■ **Goal of the exercise**: Only lines with the string "this" matter here; gather them from the material below.

## begin Data lines

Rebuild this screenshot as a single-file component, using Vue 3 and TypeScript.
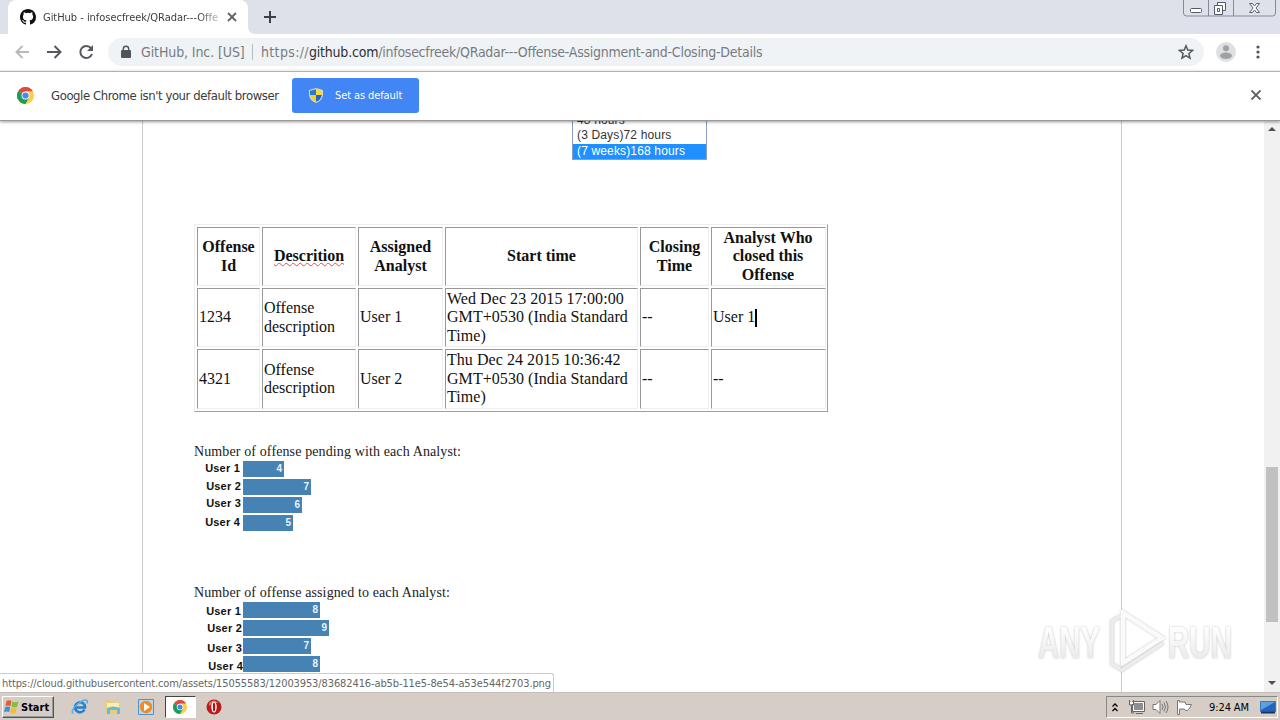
<script setup lang="ts">
interface Offense {
  id: string
  description: string
  assigned: string
  start: string
  closing: string
  closedBy: string
  editing?: boolean
}
interface Chart {
  title: string
  kind: string
  rows: { user: string; value: number }[]
}

const headers: string[] = ['Offense Id', 'Descrition', 'Assigned Analyst', 'Start time', 'Closing Time', 'Analyst Who closed this Offense']
const offenses: Offense[] = [
  { id: '1234', description: 'Offense description', assigned: 'User 1', start: 'Wed Dec 23 2015 17:00:00 GMT+0530 (India Standard Time)', closing: '--', closedBy: 'User 1', editing: true },
  { id: '4321', description: 'Offense description', assigned: 'User 2', start: 'Thu Dec 24 2015 10:36:42 GMT+0530 (India Standard Time)', closing: '--', closedBy: '--' },
]
const charts: Chart[] = [
  {
    title: 'Number of offense pending with each Analyst:',
    kind: 'pending',
    rows: [{ user: 'User 1', value: 4 }, { user: 'User 2', value: 7 }, { user: 'User 3', value: 6 }, { user: 'User 4', value: 5 }],
  },
  {
    title: 'Number of offense assigned to each Analyst:',
    kind: 'assigned',
    rows: [{ user: 'User 1', value: 8 }, { user: 'User 2', value: 9 }, { user: 'User 3', value: 7 }, { user: 'User 4', value: 8 }],
  },
]
const barWidth = (value: number): string => `${value * 9 + 5}px`
</script>

<template>
  <div class="screen">
    <header class="tabstrip">
      <div class="tab">
        <svg class="octo" width="16" height="16" viewBox="0 0 16 16"><path fill="#111" d="M8 0C3.58 0 0 3.58 0 8c0 3.54 2.29 6.53 5.47 7.59.4.07.55-.17.55-.38 0-.19-.01-.82-.01-1.49-2.01.37-2.53-.49-2.69-.94-.09-.23-.48-.94-.82-1.13-.28-.15-.68-.52-.01-.53.63-.01 1.08.58 1.23.82.72 1.21 1.87.87 2.33.66.07-.52.28-.87.51-1.07-1.78-.2-3.64-.89-3.64-3.95 0-.87.31-1.59.82-2.15-.08-.2-.36-1.02.08-2.12 0 0 .67-.21 2.2.82a7.6 7.6 0 0 1 4 0c1.53-1.04 2.2-.82 2.2-.82.44 1.1.16 1.92.08 2.12.51.56.82 1.27.82 2.15 0 3.07-1.87 3.75-3.65 3.95.29.25.54.73.54 1.48 0 1.07-.01 1.93-.01 2.2 0 .21.15.46.55.38A8 8 0 0 0 16 8c0-4.42-3.58-8-8-8z" /></svg>
        <span class="tab-title">GitHub - infosecfreek/QRadar---Offe</span>
        <svg class="tab-close" width="10" height="10" viewBox="0 0 10 10"><path d="M1 1l8 8M9 1L1 9" stroke="#5f6368" stroke-width="1.8" /></svg>
      </div>
      <svg class="tab-foot" width="8" height="8" viewBox="0 0 8 8"><path d="M0 0v8h8Q0 8 0 0z" fill="#fff" /></svg>
      <svg class="newtab" width="12" height="12" viewBox="0 0 12 12"><path d="M6 0v12M0 6h12" stroke="#3c4043" stroke-width="2" /></svg>
      <svg class="winbtns" width="94" height="18" viewBox="0 0 94 18" fill="none">
        <path d="M.5 0v13q0 3 3 3h86q3 0 3-3V0M25.500 0v16M50.500 0v16" stroke="#85899a" />
        <rect x="7.500" y="8.500" width="11" height="4" rx="1" fill="#fff" stroke="#555b66" />
        <path d="M34.500 2.500h8v8h-8z" fill="#fff" stroke="#555b66" />
        <path d="M31.500 5.500h8v9h-8z" fill="#fff" stroke="#555b66" />
        <path d="M34.500 8.500h2v3h-2z" stroke="#555b66" />
        <path d="M66.500 3.500h3l2 2.500 2-2.500h3l-3.500 4.500 3.500 4.500h-3l-2-2.500-2 2.500h-3l3.500-4.500z" fill="#fff" stroke="#5c616c" />
      </svg>
    </header>

    <div class="toolbar">
      <svg class="nav" width="100" height="24" viewBox="0 0 100 24" fill="none" stroke-width="2">
        <path d="M29 12H17M22.500 6l-6 6 6 6" stroke="#b8babd" />
        <path d="M47 12h13M54.500 6l6 6-6 6" stroke="#55585c" />
        <path d="M91 8.200A6 6 0 1 0 92 14" stroke="#55585c" />
        <path d="M93 5v6h-6z" fill="#55585c" />
      </svg>
      <div class="omnibox">
        <svg width="10" height="14" viewBox="0 0 10 14"><path d="M2.300 6V4a2.700 2.700 0 0 1 5.400 0v2" fill="none" stroke="#505358" stroke-width="1.400" /><rect x="0" y="5" width="10" height="8" rx="1" fill="#505358" /></svg>
        <span class="org">GitHub, Inc. [US]</span>
        <i class="sep"></i>
        <span class="url"><span class="scheme">https://</span><b>github.com</b>/infosecfreek/QRadar---Offense-Assignment-and-Closing-Details</span>
        <svg class="star" width="16" height="16" viewBox="0 0 16 16"><path d="M8 1.800l1.800 4.300 4.700.4-3.600 3 1.100 4.600L8 11.600l-4 2.500 1.100-4.600-3.600-3 4.700-.4z" fill="none" stroke="#55585c" stroke-width="1.500" /></svg>
      </div>
      <svg class="avatar" width="20" height="20" viewBox="0 0 20 20"><circle cx="10" cy="10" r="10" fill="#dfe0e1" /><circle cx="10" cy="6.200" r="3" fill="#a0a1a3" /><ellipse cx="10" cy="13.700" rx="6" ry="3.200" fill="#a0a1a3" /></svg>
      <svg class="dots" width="4" height="14" viewBox="0 0 4 14" fill="#505358"><circle cx="2" cy="2" r="1.600" /><circle cx="2" cy="7" r="1.600" /><circle cx="2" cy="12" r="1.600" /></svg>
    </div>

    <div class="infobar">
      <svg class="chrome" width="17" height="17" viewBox="0 0 18 18"><circle cx="9" cy="9" r="9" fill="#ffcd40" /><path d="M9 9L1.200 4.500A9 9 0 0 1 16.800 4.500H9z" fill="#de4b3d" /><path d="M1.200 4.500A9 9 0 0 0 9 18l3.700-6.800L9 9z" fill="#1b9d58" /><circle cx="9" cy="9" r="4.200" fill="#fff" /><circle cx="9" cy="9" r="3.300" fill="#4588f0" /></svg>
      <span class="message">Google Chrome isn't your default browser</span>
      <div class="default-btn">
        <svg width="14" height="15" viewBox="0 0 14 15"><path d="M7 0L0 2v5q1 6 7 8 6-2 7-8V2z" fill="#d5d8c4" /><path d="M7 1.200L1 2.800V7h6z" fill="#2579d0" /><path d="M7 1.200l6 1.600V7H7z" fill="#f7d83e" /><path d="M1.200 7H7v6.700Q2 12 1.200 7z" fill="#f5cf32" /><path d="M7 7h5.800Q12 12 7 13.700z" fill="#2268bd" /></svg>
        <span>Set as default</span>
      </div>
      <svg class="info-close" width="10" height="10" viewBox="0 0 10 10"><path d="M.5.5l9 9M9.500.5l-9 9" stroke="#5b5b5b" stroke-width="1.800" /></svg>
    </div>

    <div class="viewport">
      <main class="page">
        <div class="listbox">
          <div class="partial">48 hours</div>
          <div>(3 Days)72 hours</div>
          <div class="chosen">(7 weeks)168 hours</div>
        </div>
        <div class="table">
          <div v-for="h in headers" :key="h" class="cell head"><span :class="{ misspelt: h === 'Descrition' }">{{ h }}</span></div>
          <template v-for="o in offenses" :key="o.id">
            <div class="cell"><span>{{ o.id }}</span></div>
            <div class="cell"><span>{{ o.description }}</span></div>
            <div class="cell"><span>{{ o.assigned }}</span></div>
            <div class="cell"><span class="date">{{ o.start }}</span></div>
            <div class="cell"><span>{{ o.closing }}</span></div>
            <div class="cell"><span>{{ o.closedBy }}</span><i v-if="o.editing" class="caret"></i></div>
          </template>
        </div>
        <section v-for="c in charts" :key="c.kind" class="chart" :class="c.kind">
          <h2>{{ c.title }}</h2>
          <div v-for="r in c.rows" :key="r.user" class="row">
            <span class="label">{{ r.user }}</span>
            <div class="bar" :style="{ width: barWidth(r.value) }">{{ r.value }}</div>
          </div>
        </section>
      </main>
      <aside class="scrollbar">
        <svg width="8" height="4" viewBox="0 0 8 4"><path d="M0 4l4-4 4 4z" fill="#505050" /></svg>
        <div class="thumb"></div>
        <svg width="8" height="4" viewBox="0 0 8 4"><path d="M0 0h8L4 4z" fill="#505050" /></svg>
      </aside>
      <div class="status">https://cloud.githubusercontent.com/assets/15055583/12003953/83682416-ab5b-11e5-8e54-a53e544f2703.png</div>
      <svg class="watermark" width="210" height="72" viewBox="0 0 210 72">
        <defs>
          <linearGradient id="fade" x1="0" y1="0" x2="0" y2="1"><stop offset="0.2" stop-color="#fff" /><stop offset="1" stop-color="#e4e4e4" /></linearGradient>
        </defs>
        <g class="mark">
          <text x="8" y="52" textLength="62" lengthAdjust="spacingAndGlyphs">ANY</text>
          <text x="138" y="52" textLength="64" lengthAdjust="spacingAndGlyphs">RUN</text>
          <path d="M91 10l-9 5v43l10 6 41-27" fill="none" stroke="#ececec" stroke-width="3.500" />
          <path d="M93 7l39 25-39 25z" fill="none" stroke="#fafafa" stroke-width="4.500" />
        </g>
      </svg>
    </div>

    <footer class="taskbar">
      <div class="start">
        <svg width="16" height="16" viewBox="0 0 16 16"><path d="M2.500 2Q5 .5 7.500 2L6.500 7Q4 6 1.500 7z" fill="#e85b2a" /><path d="M8.500 2.500Q11 4 14.500 2.500L13 8Q10 9 7.500 7.500z" fill="#83bd45" /><path d="M1.300 8Q4 7 6.300 8L5.200 13Q3 12 0 13z" fill="#468fd5" /><path d="M7.300 8.500Q10 10 12.800 9L11.500 14Q9 15 6.200 13.500z" fill="#f4bd31" /></svg>
        <b>Start</b>
      </div>
      <div class="quick ie">
        <svg width="18" height="16" viewBox="0 0 18 16"><path d="M13.500 10.500A5 5 0 1 1 14 8.500H5" fill="none" stroke="#2480cf" stroke-width="2.600" /><path d="M2 14.500C-2 11 12-1 16 1.500q1 .8-.5 3" fill="none" stroke="#54aee9" stroke-width="1.500" /></svg>
      </div>
      <div class="quick">
        <svg width="16" height="16" viewBox="0 0 16 16"><path d="M1 1.500h6l1 2h6v11H1z" fill="#e8ce72" /><path d="M2 4h12v6H2z" fill="#fff0a8" /><path d="M2 9q6-3 13 0v6h-3v-4H5v4H2z" fill="#65b9e4" /></svg>
      </div>
      <div class="quick">
        <svg width="16" height="16" viewBox="0 0 16 16"><path d="M.5.500h15v15H.5z" fill="#b9d8f0" stroke="#4b94cc" /><circle cx="8" cy="8" r="6.200" fill="#f08b21" /><path d="M6 4l6 4-6 4z" fill="#fff" /></svg>
      </div>
      <div class="quick active">
        <svg width="14" height="14" viewBox="0 0 18 18"><circle cx="9" cy="9" r="9" fill="#ffcd40" /><path d="M9 9L1.200 4.500A9 9 0 0 1 16.800 4.500H9z" fill="#de4b3d" /><path d="M1.200 4.500A9 9 0 0 0 9 18l3.700-6.800L9 9z" fill="#1b9d58" /><circle cx="9" cy="9" r="4.200" fill="#fff" /><circle cx="9" cy="9" r="3.300" fill="#4588f0" /></svg>
      </div>
      <div class="quick opera">
        <svg width="16" height="16" viewBox="0 0 16 16"><circle cx="8" cy="8" r="7.500" fill="#b91b1b" /><path d="M3 4q5-5 10 0-5-1-10 3z" fill="#e07065" /><ellipse cx="8" cy="8" rx="2.700" ry="5.500" fill="#fff" /><ellipse cx="8" cy="8" rx="1.200" ry="4.500" fill="#a81616" /></svg>
      </div>
      <div class="tray">
        <svg class="chev" width="6" height="9" viewBox="0 0 6 9" fill="none" stroke="#000" stroke-width="1.300"><path d="M.5 3.500L3 1l2.500 2.500M.5 8L3 5.500 5.500 8" /></svg>
        <svg class="net" width="17" height="16" viewBox="0 0 17 16"><path d="M5.500 3.500h10v8h-10z" fill="#8f8f8f" stroke="#fff" /><path d="M4.500 2.500h12v10h-12zM8 14.500h7M1.500 1v5h4V1M3.500 6v8h3" fill="none" stroke="#666" /><path d="M2 3h3v2H2z" fill="#fff" /></svg>
        <svg class="vol" width="17" height="16" viewBox="0 0 17 16" fill="none" stroke="#757575"><path d="M1 5.500h3L8 1.500v13l-4-4H1z" fill="#fff" /><path d="M10 5q2 3 0 6M12 3.500q3 4.500 0 9M14 2q4 6 0 12" /></svg>
        <svg class="flag" width="17" height="15" viewBox="0 0 17 15"><path d="M1.500.500v14h2V9h5l1 1.500q3 1 6-6H10L9 2H3.500V.500z" fill="#fff" stroke="#777" /></svg>
        <span class="clock">9:24 AM</span>
        <svg class="desk" width="16" height="13" viewBox="0 0 16 13"><path d="M.5.500h15v10H.5z" fill="#2464bd" stroke="#3d77bd" /><path d="M1 1h14L1 9z" fill="#5ba0df" /><path d="M1 11.500h14" stroke="#17345e" stroke-width="2" /></svg>
      </div>
    </footer>
  </div>
</template>

<style>
body { margin: 0; overflow: hidden; }
</style>

<style scoped>
.screen { width: 1280px; height: 720px; display: flex; flex-direction: column; overflow: hidden; background: #fff; font-family: "DejaVu Sans Condensed", "DejaVu Sans", sans-serif; font-stretch: condensed; }
svg { display: block; flex: none; }
.tabstrip { height: 34px; flex: none; background: #dee1e9; display: flex; box-sizing: border-box; padding-left: 8px; }
.tab { width: 240px; height: 34px; box-sizing: border-box; background: #fff; border-radius: 8px 8px 0 0; display: flex; align-items: center; padding-left: 12px; }
.tab-title { width: 176px; margin-left: 7px; margin-right: 1px; white-space: nowrap; font-size: 11px; color: #3c4043; letter-spacing: -0.03px; mask-image: linear-gradient(90deg, #000 88%, rgba(0, 0, 0, 0.3)); }
.tab-close { margin-left: 7px; }
.tab-foot { align-self: flex-end; }
.newtab { margin: 11px 0 0 8px; }
.winbtns { margin-left: auto; margin-right: 3px; }
.toolbar { height: 37px; flex: none; display: flex; align-items: center; background: #fff; padding-bottom: 1px; box-sizing: border-box; }
.nav { margin-right: 8px; }
.omnibox { width: 1096px; height: 28px; box-sizing: border-box; border-radius: 14px; background: #f0f3f6; display: flex; align-items: center; padding: 0 10px 0 13px; color: #777b80; font-size: 14px; white-space: nowrap; }
.org { margin-left: 10px; width: 104px; letter-spacing: -0.1px; }
.sep { width: 1px; height: 16px; margin: 0 8px 0 7px; background: #b8bbc0; }
.url { letter-spacing: -0.26px; }
.scheme { letter-spacing: 0.35px; }
.url b { font-weight: 400; color: #2d3033; letter-spacing: -0.2px; }
.star { margin-left: auto; }
.avatar { margin-left: 12px; }
.dots { margin-left: 20px; }
.infobar { position: relative; z-index: 2; height: 50px; flex: none; box-sizing: border-box; border-top: 1px solid #b2b2b2; border-bottom: 1px solid #999; box-shadow: 0 1px 3px rgba(0, 0, 0, 0.4); background: #fff; display: flex; align-items: center; padding: 0 19px 2px 17px; }
.message { margin-left: 17px; width: 229px; font-size: 13px; color: #3b3b3b; white-space: nowrap; letter-spacing: -0.42px; }
.default-btn { margin-left: 12px; width: 127px; height: 35px; box-sizing: border-box; border-radius: 3px; background: #4285f4; color: #fff; font-size: 11px; letter-spacing: -0.1px; display: flex; align-items: center; padding-left: 17px; gap: 12px; white-space: nowrap; }
.info-close { margin-left: auto; }
.viewport { position: relative; height: 571px; flex: none; overflow: hidden; display: flex; justify-content: space-between; }
.page { width: 980px; box-sizing: border-box; margin-left: 142px; border: solid #ccc; border-width: 0 1px; padding-left: 51px; font-family: "Liberation Serif", serif; color: #111; }
.listbox { width: 135px; height: 48px; margin: -9px 0 0 378px; box-sizing: border-box; border: 1px solid #8d9ec3; border-width: 0 1px 1px; font: 12px/16px "Liberation Sans", sans-serif; letter-spacing: 0.15px; color: #333; }
.listbox div { height: 16px; padding-left: 4px; line-height: 14px; }
.listbox .partial { line-height: 16px; }
.listbox .chosen { height: 15px; background: #1e90ff; color: #fff; }
.table { width: 634px; height: 188px; box-sizing: border-box; margin-top: 64px; border: 1px solid; border-color: #eee #a0a0a0 #a0a0a0 #eee; padding: 2px 1px 2px 2px; display: grid; grid-template-columns: 63px 94px 85px 193px 69px 115px; grid-template-rows: 59px 59px 60px; gap: 2px; }
.cell { min-width: 0; box-sizing: border-box; border: 1px solid; border-color: #999 #eee #eee #999; padding: 0 1px; display: flex; align-items: center; font-size: 16px; line-height: 18.5px; }
.head { justify-content: center; text-align: center; font-weight: 700; }
.head:nth-child(6) { padding-right: 2px; }
.date { letter-spacing: 0.05px; }
.misspelt { text-decoration: underline wavy #e04a50 1px; text-underline-offset: 1px; }
.caret { width: 2px; height: 18px; background: #000; }
.chart { height: 141px; }
.chart.pending { margin-top: 30px; }
.chart h2 { margin: 0; height: 19px; font-size: 14px; line-height: 19px; font-weight: 400; white-space: nowrap; color: #222; letter-spacing: 0.12px; }
.row { height: 18px; display: flex; font-family: "Liberation Sans", sans-serif; }
.label { width: 49px; box-sizing: border-box; text-align: right; padding-right: 2px; font-size: 11px; line-height: 15px; font-weight: 700; letter-spacing: 0.2px; white-space: nowrap; }
.pending .row:nth-child(2) .label, .pending .row:nth-child(5) .label { padding-right: 3px; }
.pending .row:nth-child(4) .label { line-height: 13px; }
.assigned .label { padding-right: 1px; line-height: 18px; }
.assigned .row:nth-child(2) .label { padding-right: 2px; }
.assigned .row:nth-child(3) .label { line-height: 16px; }
.assigned .row:nth-child(4) .label, .assigned .row:nth-child(5) .label { line-height: 20px; }
.assigned .row:nth-child(5) .label { padding-right: 0; }
.bar { height: 16px; box-sizing: border-box; background: #4682b4; color: #e8f4ff; font-size: 10px; font-weight: 700; line-height: 16px; text-align: right; padding-right: 2px; }
.scrollbar { width: 16px; box-sizing: border-box; background: #f1f1f1; display: flex; flex-direction: column; align-items: center; padding: 6px 0 7px; }
.thumb { width: 12px; height: 155px; margin: 336px 0 auto; background: #c1c1c1; }
.status { position: absolute; left: 0; bottom: 0; height: 19px; width: 554px; box-sizing: border-box; background: #fff; border: solid #ccc; border-width: 1px 1px 0 0; border-radius: 0 3px 0 0; padding-left: 2px; font-size: 11px; line-height: 19px; letter-spacing: -0.11px; color: #666; white-space: nowrap; }
.watermark { position: absolute; left: 1030px; top: 485px; }
.mark { filter: drop-shadow(0 0 1px rgba(0, 0, 0, 0.25)); }
.mark text { font: 700 44px "Liberation Sans", sans-serif; fill: url(#fade); }
.taskbar { height: 28px; flex: none; box-sizing: border-box; border-top: 1px solid #c5c0ba; background: #d6cec6; display: flex; align-items: center; padding: 1px 2px 0; }
.start { width: 52px; height: 22px; box-sizing: border-box; border: 1px solid; border-color: #fff #555 #555 #fff; box-shadow: inset -1px -1px #999; display: flex; align-items: center; padding-left: 1px; gap: 1px; margin-right: 11px; font-size: 11px; color: #000; }
.quick { width: 32px; height: 22px; margin-right: 1.5px; box-sizing: border-box; display: flex; align-items: center; justify-content: center; }
.quick.ie { padding-right: 3px; }
.quick + .quick:not(.active) { padding-right: 4px; }
.quick.active { width: 31px; margin-left: -1px; background: #fff; border: 1px solid; border-color: #444 #fff #fff #444; }
.quick.opera { margin-left: 3px; }
.tray { margin-left: auto; width: 172px; height: 22px; box-sizing: border-box; border: 1px solid; border-color: #888 #fff #fff #888; display: flex; align-items: center; font-size: 11px; color: #000; padding-left: 5px; }
.net { margin-left: 10px; }
.vol { margin-left: 7px; }
.flag { margin-left: 7px; }
.clock { width: 41px; margin-left: 16px; white-space: nowrap; letter-spacing: -0.1px; }
.desk { margin-left: 10px; }
</style>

## end Data lines

■ **Task response**:
Rebuild this screenshot as a single-file component, using Vue 3 and TypeScript.
const headers: string[] = ['Offense Id', 'Descrition', 'Assigned Analyst', 'Start time', 'Closing Time', 'Analyst Who closed this Offense']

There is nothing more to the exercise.